• _WHAT TO PRODUCE_: In full and without alteration, repeat the material.

-- BEGIN --

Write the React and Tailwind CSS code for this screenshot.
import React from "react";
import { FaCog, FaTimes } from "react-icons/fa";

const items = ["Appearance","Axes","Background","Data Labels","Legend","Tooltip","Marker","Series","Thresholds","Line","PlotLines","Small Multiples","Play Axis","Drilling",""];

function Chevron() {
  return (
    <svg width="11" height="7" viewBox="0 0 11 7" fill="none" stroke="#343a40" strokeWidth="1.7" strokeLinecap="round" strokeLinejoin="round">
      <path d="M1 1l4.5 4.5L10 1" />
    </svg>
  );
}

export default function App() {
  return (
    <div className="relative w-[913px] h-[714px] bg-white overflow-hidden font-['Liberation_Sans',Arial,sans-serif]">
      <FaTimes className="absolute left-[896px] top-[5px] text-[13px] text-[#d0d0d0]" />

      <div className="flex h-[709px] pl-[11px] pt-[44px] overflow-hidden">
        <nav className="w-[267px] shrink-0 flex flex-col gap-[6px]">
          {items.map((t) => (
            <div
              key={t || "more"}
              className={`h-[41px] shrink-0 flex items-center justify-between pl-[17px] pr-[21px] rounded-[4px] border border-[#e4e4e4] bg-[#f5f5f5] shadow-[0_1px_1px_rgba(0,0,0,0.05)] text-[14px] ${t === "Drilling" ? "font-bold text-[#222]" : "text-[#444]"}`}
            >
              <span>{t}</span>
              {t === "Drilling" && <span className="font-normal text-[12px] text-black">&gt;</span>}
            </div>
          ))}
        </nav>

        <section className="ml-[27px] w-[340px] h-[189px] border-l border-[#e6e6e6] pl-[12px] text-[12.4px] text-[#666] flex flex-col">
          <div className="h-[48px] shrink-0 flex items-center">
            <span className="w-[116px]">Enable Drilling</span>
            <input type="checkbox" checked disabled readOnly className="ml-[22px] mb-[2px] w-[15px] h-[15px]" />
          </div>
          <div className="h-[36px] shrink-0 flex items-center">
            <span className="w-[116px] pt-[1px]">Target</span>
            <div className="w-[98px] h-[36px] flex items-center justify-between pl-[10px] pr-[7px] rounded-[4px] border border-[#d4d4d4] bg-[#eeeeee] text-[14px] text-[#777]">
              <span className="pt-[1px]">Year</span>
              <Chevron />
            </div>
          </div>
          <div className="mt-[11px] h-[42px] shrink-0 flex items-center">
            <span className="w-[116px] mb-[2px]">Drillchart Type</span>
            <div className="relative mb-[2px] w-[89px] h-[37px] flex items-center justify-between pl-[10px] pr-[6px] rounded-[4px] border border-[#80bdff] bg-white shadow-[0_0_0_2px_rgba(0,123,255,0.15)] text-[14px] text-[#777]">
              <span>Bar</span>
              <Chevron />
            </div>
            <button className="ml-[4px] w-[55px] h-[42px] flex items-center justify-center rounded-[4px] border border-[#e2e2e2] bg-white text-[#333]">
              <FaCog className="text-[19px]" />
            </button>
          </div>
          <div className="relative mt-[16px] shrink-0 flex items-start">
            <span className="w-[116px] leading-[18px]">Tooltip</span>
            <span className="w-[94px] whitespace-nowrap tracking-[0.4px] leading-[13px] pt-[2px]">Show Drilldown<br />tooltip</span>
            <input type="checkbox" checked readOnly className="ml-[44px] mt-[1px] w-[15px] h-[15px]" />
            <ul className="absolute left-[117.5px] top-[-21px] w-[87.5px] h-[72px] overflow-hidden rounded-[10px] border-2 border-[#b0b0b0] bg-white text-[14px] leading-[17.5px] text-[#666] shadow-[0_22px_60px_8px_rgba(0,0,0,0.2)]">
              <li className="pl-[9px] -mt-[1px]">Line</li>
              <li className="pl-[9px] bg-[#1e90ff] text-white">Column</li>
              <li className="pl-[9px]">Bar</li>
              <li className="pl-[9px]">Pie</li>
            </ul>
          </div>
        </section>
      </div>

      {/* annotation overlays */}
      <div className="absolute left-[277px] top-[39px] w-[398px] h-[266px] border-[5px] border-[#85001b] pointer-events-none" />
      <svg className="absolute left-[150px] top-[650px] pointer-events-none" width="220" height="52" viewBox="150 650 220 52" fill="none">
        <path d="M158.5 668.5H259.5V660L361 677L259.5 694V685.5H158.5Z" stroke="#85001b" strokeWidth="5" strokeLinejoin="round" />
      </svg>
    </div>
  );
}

-- END --

• _COMPLETED EXERCISE_:
Write the React and Tailwind CSS code for this screenshot.
import React from "react";
import { FaCog, FaTimes } from "react-icons/fa";

const items = ["Appearance","Axes","Background","Data Labels","Legend","Tooltip","Marker","Series","Thresholds","Line","PlotLines","Small Multiples","Play Axis","Drilling",""];

function Chevron() {
  return (
    <svg width="11" height="7" viewBox="0 0 11 7" fill="none" stroke="#343a40" strokeWidth="1.7" strokeLinecap="round" strokeLinejoin="round">
      <path d="M1 1l4.5 4.5L10 1" />
    </svg>
  );
}

export default function App() {
  return (
    <div className="relative w-[913px] h-[714px] bg-white overflow-hidden font-['Liberation_Sans',Arial,sans-serif]">
      <FaTimes className="absolute left-[896px] top-[5px] text-[13px] text-[#d0d0d0]" />

      <div className="flex h-[709px] pl-[11px] pt-[44px] overflow-hidden">
        <nav className="w-[267px] shrink-0 flex flex-col gap-[6px]">
          {items.map((t) => (
            <div
              key={t || "more"}
              className={`h-[41px] shrink-0 flex items-center justify-between pl-[17px] pr-[21px] rounded-[4px] border border-[#e4e4e4] bg-[#f5f5f5] shadow-[0_1px_1px_rgba(0,0,0,0.05)] text-[14px] ${t === "Drilling" ? "font-bold text-[#222]" : "text-[#444]"}`}
            >
              <span>{t}</span>
              {t === "Drilling" && <span className="font-normal text-[12px] text-black">&gt;</span>}
            </div>
          ))}
        </nav>

        <section className="ml-[27px] w-[340px] h-[189px] border-l border-[#e6e6e6] pl-[12px] text-[12.4px] text-[#666] flex flex-col">
          <div className="h-[48px] shrink-0 flex items-center">
            <span className="w-[116px]">Enable Drilling</span>
            <input type="checkbox" checked disabled readOnly className="ml-[22px] mb-[2px] w-[15px] h-[15px]" />
          </div>
          <div className="h-[36px] shrink-0 flex items-center">
            <span className="w-[116px] pt-[1px]">Target</span>
            <div className="w-[98px] h-[36px] flex items-center justify-between pl-[10px] pr-[7px] rounded-[4px] border border-[#d4d4d4] bg-[#eeeeee] text-[14px] text-[#777]">
              <span className="pt-[1px]">Year</span>
              <Chevron />
            </div>
          </div>
          <div className="mt-[11px] h-[42px] shrink-0 flex items-center">
            <span className="w-[116px] mb-[2px]">Drillchart Type</span>
            <div className="relative mb-[2px] w-[89px] h-[37px] flex items-center justify-between pl-[10px] pr-[6px] rounded-[4px] border border-[#80bdff] bg-white shadow-[0_0_0_2px_rgba(0,123,255,0.15)] text-[14px] text-[#777]">
              <span>Bar</span>
              <Chevron />
            </div>
            <button className="ml-[4px] w-[55px] h-[42px] flex items-center justify-center rounded-[4px] border border-[#e2e2e2] bg-white text-[#333]">
              <FaCog className="text-[19px]" />
            </button>
          </div>
          <div className="relative mt-[16px] shrink-0 flex items-start">
            <span className="w-[116px] leading-[18px]">Tooltip</span>
            <span className="w-[94px] whitespace-nowrap tracking-[0.4px] leading-[13px] pt-[2px]">Show Drilldown<br />tooltip</span>
            <input type="checkbox" checked readOnly className="ml-[44px] mt-[1px] w-[15px] h-[15px]" />
            <ul className="absolute left-[117.5px] top-[-21px] w-[87.5px] h-[72px] overflow-hidden rounded-[10px] border-2 border-[#b0b0b0] bg-white text-[14px] leading-[17.5px] text-[#666] shadow-[0_22px_60px_8px_rgba(0,0,0,0.2)]">
              <li className="pl-[9px] -mt-[1px]">Line</li>
              <li className="pl-[9px] bg-[#1e90ff] text-white">Column</li>
              <li className="pl-[9px]">Bar</li>
              <li className="pl-[9px]">Pie</li>
            </ul>
          </div>
        </section>
      </div>

      {/* annotation overlays */}
      <div className="absolute left-[277px] top-[39px] w-[398px] h-[266px] border-[5px] border-[#85001b] pointer-events-none" />
      <svg className="absolute left-[150px] top-[650px] pointer-events-none" width="220" height="52" viewBox="150 650 220 52" fill="none">
        <path d="M158.5 668.5H259.5V660L361 677L259.5 694V685.5H158.5Z" stroke="#85001b" strokeWidth="5" strokeLinejoin="round" />
      </svg>
    </div>
  );
}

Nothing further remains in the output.